Mark Swed explains, “The audience watches a piano virtuoso, say, open the keyboard, start a stopwatch, sit motionless, then close the keyboard when four minutes and 33 seconds are up.” That’s it! Four and a half minutes of silence.
Now if you had paid good money to go to a concert, and the virtuoso pianist sat down at the piano as the applause died out, opened the keyboard, started a stopwatch and sat there, what would you think? You would probably be asking yourself, “Hey, has he forgotten the music?” I would get uncomfortable for the sake of the artist wondering, “What’s wrong? Why doesn’t he start playing?” And when he turned off the stopwatch and shut the lid on the keyboard, I would think, “I’ve been swindled. I paid to hear music and heard only silence.”
That was the point John Cage wanted to make. It is impossible to escape sound, whether it is the din or noise of traffic, the wind, the creaks and groans of a forest, or the thump of your own heartbeat.
When Cage released his “4’33” it created a furor to say the least, and it is still controversial. Some think he might have made a contribution to a social science class, or a high school psychology class, but not to serious music.
I’m not so sure. The reality is that we are bombarded with noise from the moment we wake up in the morning until we go to sleep, and even then, we are aware of noise that surrounds us.

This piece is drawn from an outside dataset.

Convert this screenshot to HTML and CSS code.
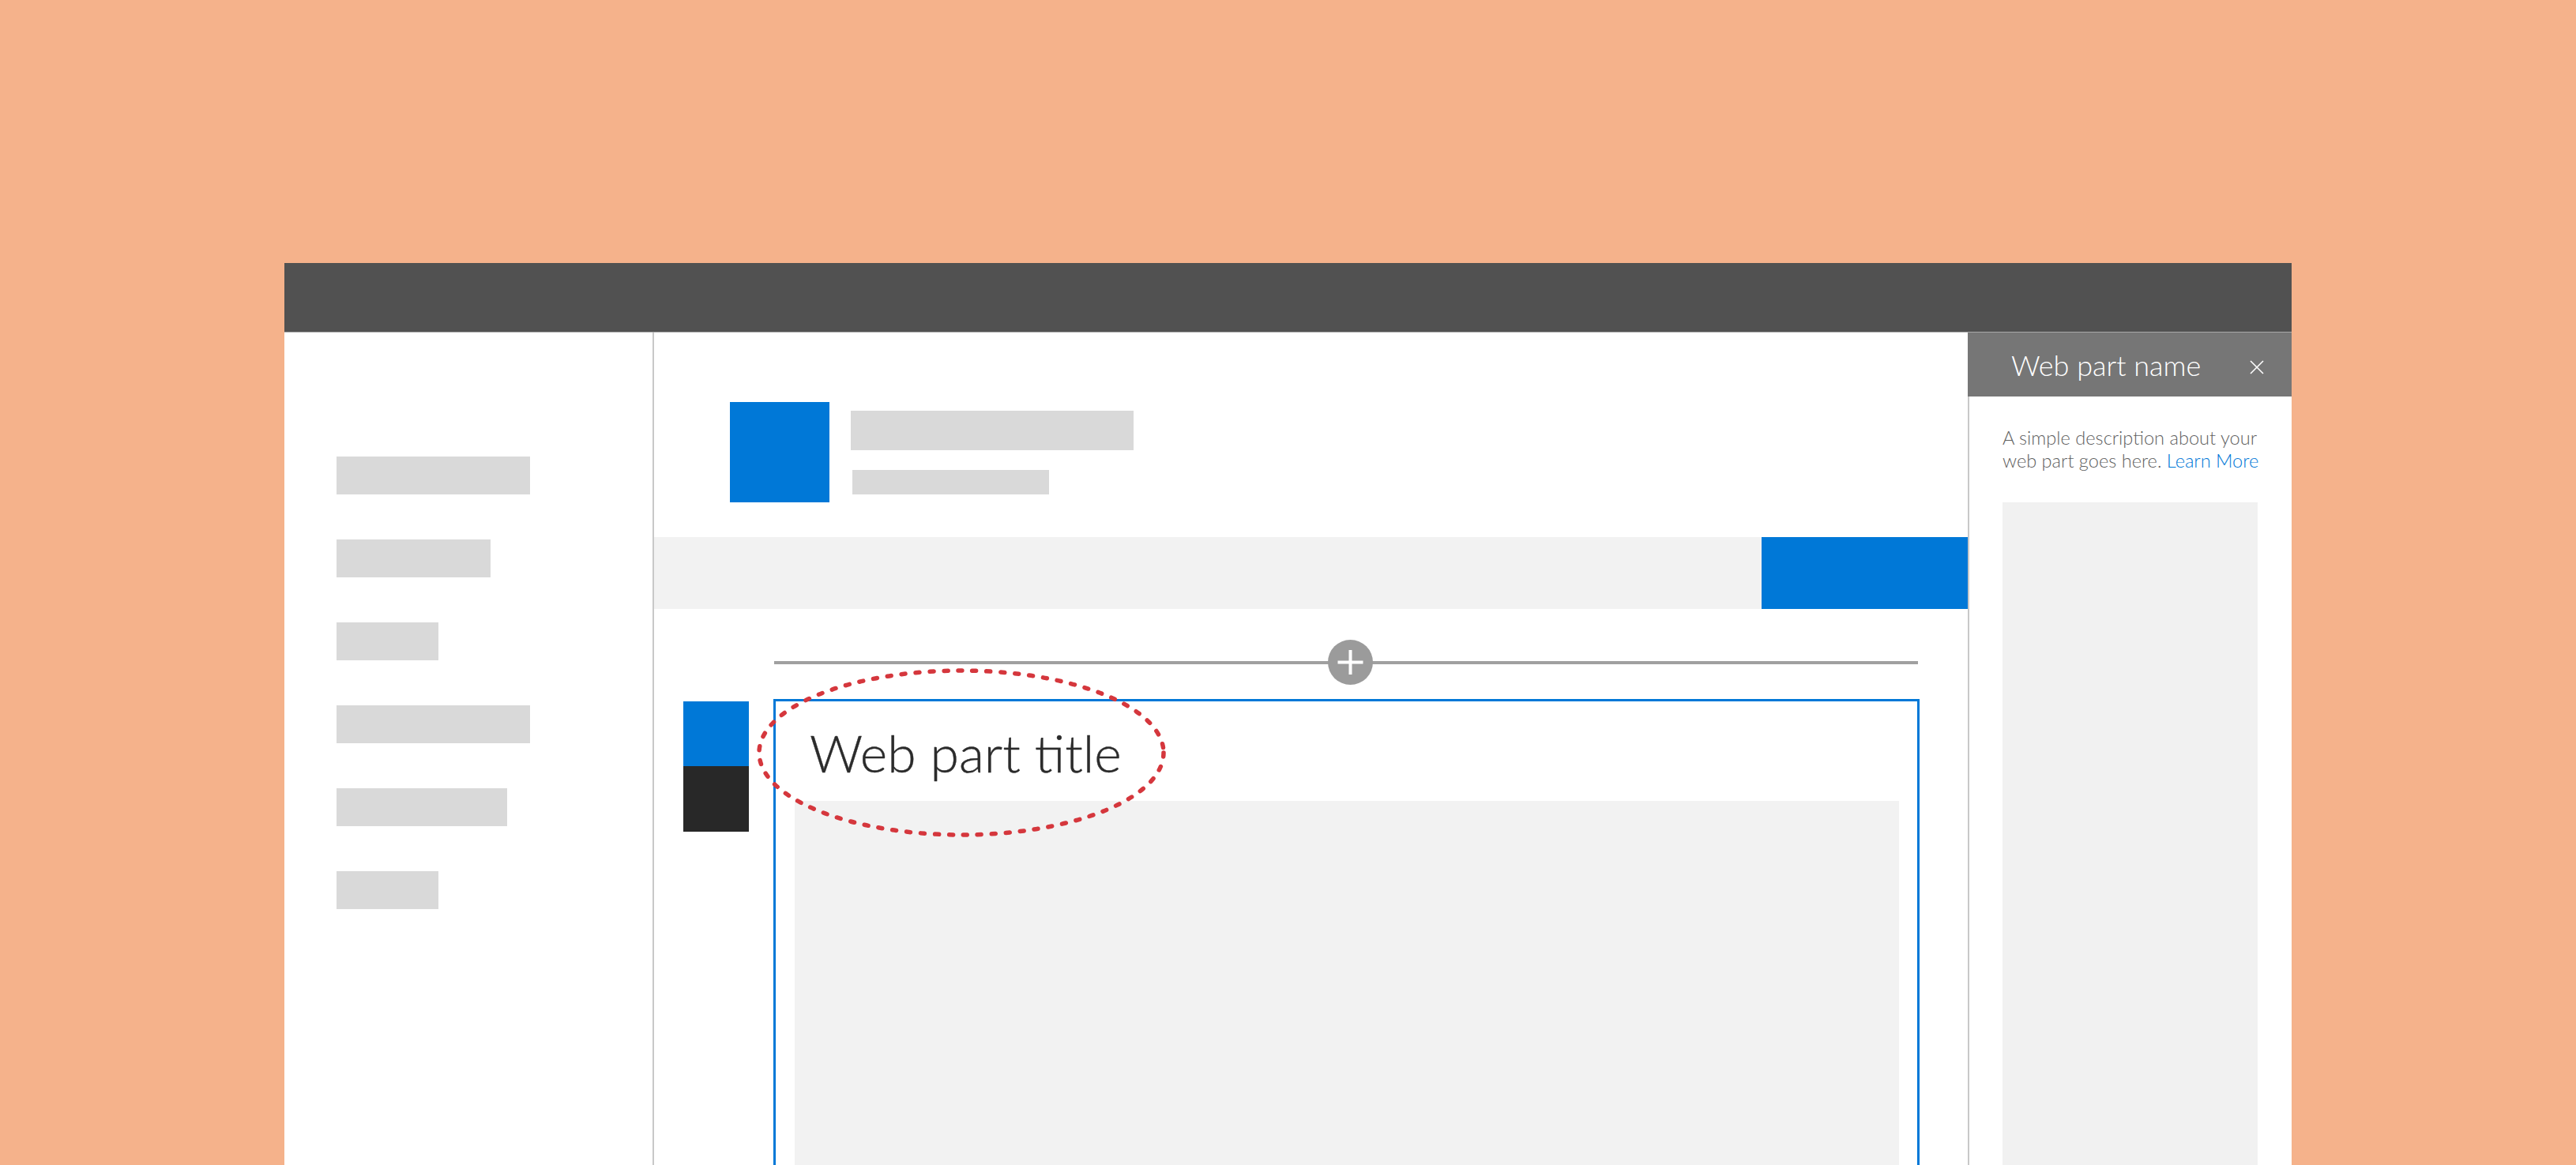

A friend who lived in the shadow of an overhead train, tells how he had grown so accustomed to the sounds of the passing trains that one night, he woke up with a start. “Something’s wrong!” he said to himself, and jumped out of bed to find out what had happened. No, the roof hadn’t collapsed, but a train strike had silenced the noise he had grown accustomed to, and without it, the silence was deafening.
Some 3000 years ago, God spoke through the psalmist and said, “Be still and know that I am God” (Psalm 46:10). “In quietness and in confidence shall be your strength” says Isaiah 30:15. So where does this leave us today?
The reality is that most of us are afraid of quietness. We turn on the TV even though we don’t watch the picture or even listen to the voice. We have music playing in the background.
On one occasion, I spent several days in a wilderness area at an altitude of about 3000 meters or 10,000 feet. For hours at a time, I sat overlooking a valley and read and pondered my life and future. There was no radio, no TV, no traffic or voices, yet there was a symphony of sounds that were almost deafening—the stir of the wind, the chatter of chipmunks, the songs of birds, and the deep rumbling of nature itself.
No, I didn’t hear the earth turning on its axis, but I did memorize Psalm 46 and will never forget the impact of those words, “Be still and know that I am God.”
God still says, “Be still and know that I am God.” Perhaps that controversial 4 minutes, 33 seconds of silence John Cage conceived is more valuable than if he had put notes on the composition marked tacit or silent. Indeed!